The position statement, released jointly by the American College of Sports Medicine, the Academy of Nutrition and Dietetics, and the Dietitians of Canada, represents an evidence-based analysis and synthesis of more than eight years of relevant nutritional research on important dietetic practice questions, including fluid and nutrient intake, nutrition strategies for exercise recovery, and the use of performance-enhancing supplements.
One of the lead authors, Travis Thomas, PhD, of the University of Kentucky College of Health Sciences, said the positions laid out in the paper have evolved over time, and represent the authors’ best estimation of the weight and quality of science backing the various aspects of dietary recommendations for athletes.
“This is an effort that has gone on for about two years,” Thomas told NutraIngredients-USA. “This is building on the last position paper that was published about eight years ago. We usually look at revising the position paper starting at somewhere from three to six years after publication depending on what evidence is coming in.”
Overall weight of evidence
As such, some of the research that has caused excitement in the sports nutrition end of the dietary supplement industry in recent years counted for less in this group’s evaluation, as some of the ingredients in the space have only a few, small-scale studies behind them, as opposed to the raft of studies supporting the effects of macronutrients. Thomas said the way science has come to be publicized in recent years might move the needle of opinion with certain subsets of consumers, but carries less weight with committees such as the one he was involved with that are tasked with evaluating the overall weight of evidence.
“We really have looked at lots of evidence and we were not open to changing the entire view on a topic based on one study. Unfortunately a lot of consumers will get caught up on certain articles that may present favorable outcomes, but those outcomes may not relate to them or to their specific training program. Many of these studies were low quality, with small numbers of participants,” Thomas said.

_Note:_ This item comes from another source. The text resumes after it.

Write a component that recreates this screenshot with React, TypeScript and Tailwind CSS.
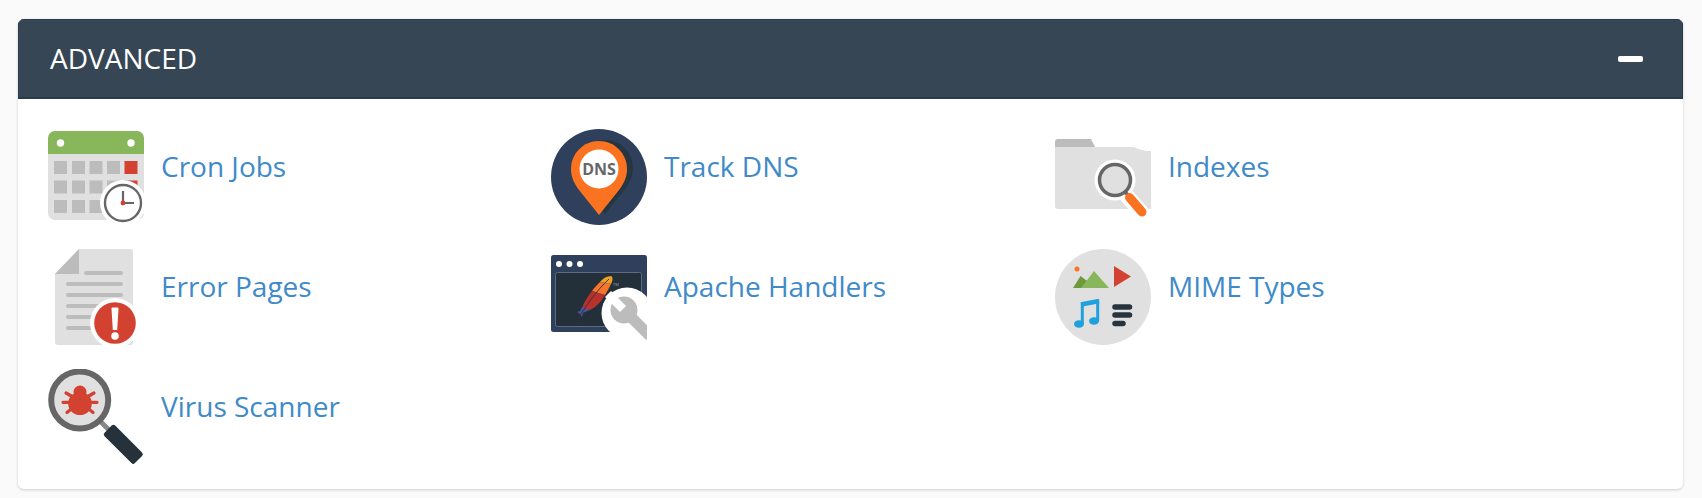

Thomas said the paper does contain recommendations on a number of micronutrients and five categories of supplement ingredients that appear in sports products. The micronutrients discussed are iron, vitamin D, calcium and antioxidants. In a table labeled “Sports Specific Supplements” the authors discussed creatine, caffeine, sodium bicarbonate, B-alanine and nitrate. The table lists the identified the benefits of consuming these ingredients along with cautions for their use, which can include gastrointestinal side effects and the toxicity concerns associated with over-consumption of caffeine.
Shift in protein focus
On the question of protein, the paper makes a significant shift away from recommendations based on activity type and more toward a focus on where an athlete might be in his or her training cycle. Previously it was thought that endurance athletes needed less protein, whereas more recent research suggests that a power cycle in training calls for a spike in protein consumption, whether it’s a 10,000 meter runner trying to boost his or her kick or a strength athlete going through a phase of maximum efforts.
“One of the key messages with protein is that we shouldn’t categorize athletes as endurance athletes or power athletes. Previously if you fell into one camp or another there was a difference in the total amount of protein recommended. Now we key it to the actual stage of their training,” Thomas said.
Protein intakes in general are set at 1.2 to 2.0 grams per kilogram of body weight. The paper recommends spacing this intake throughout the day, and says that more protein might be recommended if the athlete is seeking to shed body weight during training so as to better maintain lean body mass during that process. The paper places less emphasis on the widely popular notion that a large serving of protein consumed shortly after training is the best way to go.
“We recommend an even spacing of protein over the course of the day. As to whether a large serving post exercise is effective, we don’t believe we have all the answers to that,” Thomas said.
Nutrient dense carbohydrates
Dietitians as a class tend to come down hard on the side of whole foods as the best source of energy, and the committee’s position paper falls in line with that philosophy. Thomas said he was aware of some studies done on specific types of carbohydrate as ingredients in sports nutrition products, but again the overall weight of evidence was not conclusive in the authors’ evaluation.
“We are trying to promote more nutrient dense carbohydrates. When you look at where a specific carbohydrate falls on the GI scale and you are trying to relate that directly to performance there is not a lot of evidence to support that connection,” Thomas said.